The judgment brings clarity to and reins back on how far the courts ought to take the law of vicarious liability away from the original position that the employer of an independent contractor cannot be held liable for the latter’s actions in the course of his work.


Introduction 

Two elements have to be shown before one can be made vicariously liable for another’s torts. First is the relationship between the two persons to make it proper for the law to impose liability: the relationship between employer and employee is one such relationship. Second is the connection between that relationship and the tortfeasor’s wrongdoing. This case is concerned with the first element: we will explore the second element in Part 2 which will discuss WM Morrison Supermarkets plc v Various Claimants [2020] UKSC 12. 

Issue 

The issue is whether Barclays Bank can be held vicariously liable for the sexual assaults allegedly committed by the late Dr Gordon Bates on some 126 claimants in this group action. Factual findings made by the High Court clearly pointed towards the fact that Dr Bates was in business on his own account as a medical practitioner with a portfolio of patients and clients, one of which was Barclays Bank. In other words, his relationship with Barclays Bank was that of an independent contractor and client as opposed to one that resembles an employment relationship, or for that matter a limb (b) worker under s.230(3) ERA 1996. 

Judgment

Lady Hale stated that the law never truly moved away from the proposition that the employer of an independent contractor cannot be held liable for the latter’s actions in the course of his work. Although the High Court and the Court of Appeal in this case supported a multi-factorial approach in which a range of incidents are considered in deciding whether it is fair, just and reasonable to impose vicarious liability upon the employer for the torts of another person who was not his employee, the Supreme Court had never truly espoused this approach. 
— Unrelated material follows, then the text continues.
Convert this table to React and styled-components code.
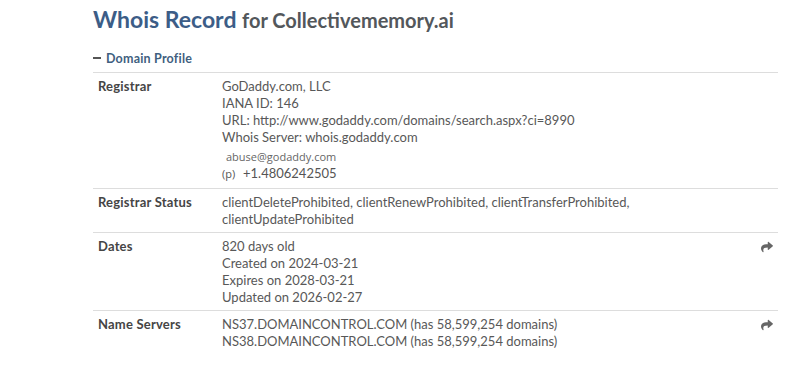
import React from "react";
import styled, { createGlobalStyle } from "styled-components";
import { FaShare } from "react-icons/fa";

const GlobalStyle = createGlobalStyle`
	body {
		margin: 0;
		background: #fff;
		font-family: Lato, "Open Sans", sans-serif;
	}
`;

const rows = [
	{
		label: "Registrar",
		lines: [
			"GoDaddy.com, LLC",
			"IANA ID: 146",
			"URL: http://www.godaddy.com/domains/search.aspx?ci=8990",
			"Whois Server: whois.godaddy.com",
		],
		contact: true,
	},
	{
		label: "Registrar Status",
		lines: [
			"clientDeleteProhibited, clientRenewProhibited, clientTransferProhibited,",
			"clientUpdateProhibited",
		],
	},
	{
		label: "Dates",
		lines: ["820 days old", "Created on 2024-03-21", "Expires on 2028-03-21", "Updated on 2026-02-27"],
		share: true,
	},
	{
		label: "Name Servers",
		lines: [
			"NS37.DOMAINCONTROL.COM (has 58,599,254 domains)",
			"NS38.DOMAINCONTROL.COM (has 58,599,254 domains)",
		],
		share: true,
	},
];

const App = () => {
	return (
		<Page>
			<GlobalStyle />
			<Title>
				Whois Record <small>for Collectivememory.ai</small>
			</Title>
			<SectionToggle>
				<span className="minus" />
				Domain Profile
			</SectionToggle>
			<Table>
				{rows.map((row) => (
					<Row key={row.label} $tall={row.contact}>
						<Label>{row.label}</Label>
						<Value>
							{row.lines.map((line) => (
								<div key={line}>{line}</div>
							))}
							{row.contact && (
								<Contact>
									<div className="email">abuse@godaddy.com</div>
									<div className="phone">
										<span className="tag">(p)</span>+1.4806242505
									</div>
								</Contact>
							)}
						</Value>
						<Action>{row.share && <FaShare />}</Action>
					</Row>
				))}
			</Table>
		</Page>
	);
};

const Page = styled.div`
	width: 685px;
	padding: 5px 0 0 93px;
`;

const Title = styled.h1`
	margin: 0;
	font-size: 23px;
	font-weight: 700;
	line-height: 28px;
	color: #3c5d87;

	small {
		font-size: 20px;
		color: #53575b;
	}
`;

const SectionToggle = styled.div`
	display: flex;
	align-items: center;
	margin-top: 15px;
	height: 18px;
	font-size: 12.5px;
	font-weight: 700;
	color: #3f5f80;
	letter-spacing: 0.2px;

	.minus {
		display: inline-block;
		width: 8px;
		height: 2px;
		margin-right: 5px;
		background: #555;
	}
`;

const Table = styled.div`
	margin-top: 5px;
	border-top: 1px solid #ddd;
`;

const Row = styled.div`
	display: grid;
	grid-template-columns: 124px 1fr 20px;
	padding: ${({ $tall }) => ($tall ? "5px 0 6px 5px" : "5px 0 4px 5px")};
	border-bottom: 1px solid #ddd;
	font-size: 13px;
	line-height: 17px;

	&:last-child {
		border-bottom: none;
	}
`;

const Label = styled.div`
	font-weight: 700;
	color: #454545;
	letter-spacing: 0.2px;
`;

const Value = styled.div`
	color: #585858;
`;

const Contact = styled.div`
	margin-top: 3px;
	line-height: 16px;
	color: #555;

	.email {
		padding-left: 4px;
		font-family: "Open Sans", sans-serif;
		font-size: 11px;
		color: #666;
	}

	.tag {
		display: inline-block;
		width: 21px;
		font-family: "Open Sans", sans-serif;
		font-size: 11px;
	}
`;

const Action = styled.div`
	display: flex;
	justify-content: flex-end;
	padding: 3px 5px 0 0;
	color: #666;

	svg {
		font-size: 12px;
	}
`;

export default App;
Lady Hale reviewed three recent Supreme Court cases all of which imposed vicarious liability: Christian Brothers (Institute of Christian Brothers and teacher brothers); Cox v Ministry of Justice (Prison service and prisoner) and Armes v Nottinghamshire County Council (local authority and foster parents). She held that none of these recent cases cast any doubt on the classic distinction between work done for an employer as part of the business of that employer and work done by an independent contractor as part of the business of that contractor. That there has been no erosion of the distinction. 

Thus framing the question: whether the tortfeasor is carrying on business on his own account or whether he is in a relationship akin to employment with the defendant. Applying the question to this case, she held that the Dr Bates was in business on his own account and therefore the Bank was not vicariously liable for any wrongdoing in the course of the medical examinations he carried out for the Bank. 

Comment 

The judgement was focused and clear as to what it was trying to achieve which was to investigate whether there indeed has been an erosion of the distinction between the two relationships so as to expand the law of vicarious liability. The answer was a resounding no. This will come as a welcome relief for employers and brings clarity (if ever it was needed) to who can be held vicariously liable for another’s wrongful actions.